Russia's president Vladimir Putin has put in his nine-pence worth by bombing Syria, to bolster
his buddy Assad. The Americans are predicting reprisal bombings in
Russia proper by IS militants; the Russians already have had their less
than fair share of terrorism from the Caucasian republics like Chechnya
and Dagestan. These bombers also claim Islamic allegiance. Syria is a long-standing ally of Russia (previously: the USSR) in the Middle East. Apart from providing a port for Russian warships on the open Mediterranean, it is also Russia's sole true ally in the region. Not something they'll readily give up.
If you want a
yardstick to measure Putin's policies by, he is a bully. If you show
him weakness, or if he perceives a weakness, he will exploit it. Politically, I don't think he cares if he is described as on the left or the right.

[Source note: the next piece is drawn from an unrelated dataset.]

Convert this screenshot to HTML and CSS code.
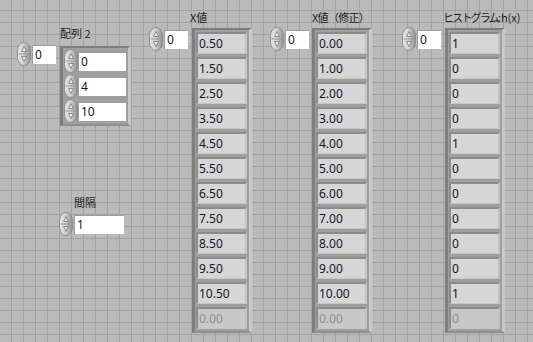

I have watched a frightening documentary on the rise of extreme nationalism in Russia, not unlike the rise of national-socialism in the Germany of the 1930s. Like in pre-war Germany, Russia's fall from grace in the 1990s is blamed on someone else, being the West of course.
I am not saying that I am that enamoured with "the West's" world policies. The current situation in the Middle East is entirely of the making of the Europeans and the USA, right up to the present day. If I start to write about that, I'll be here until next year.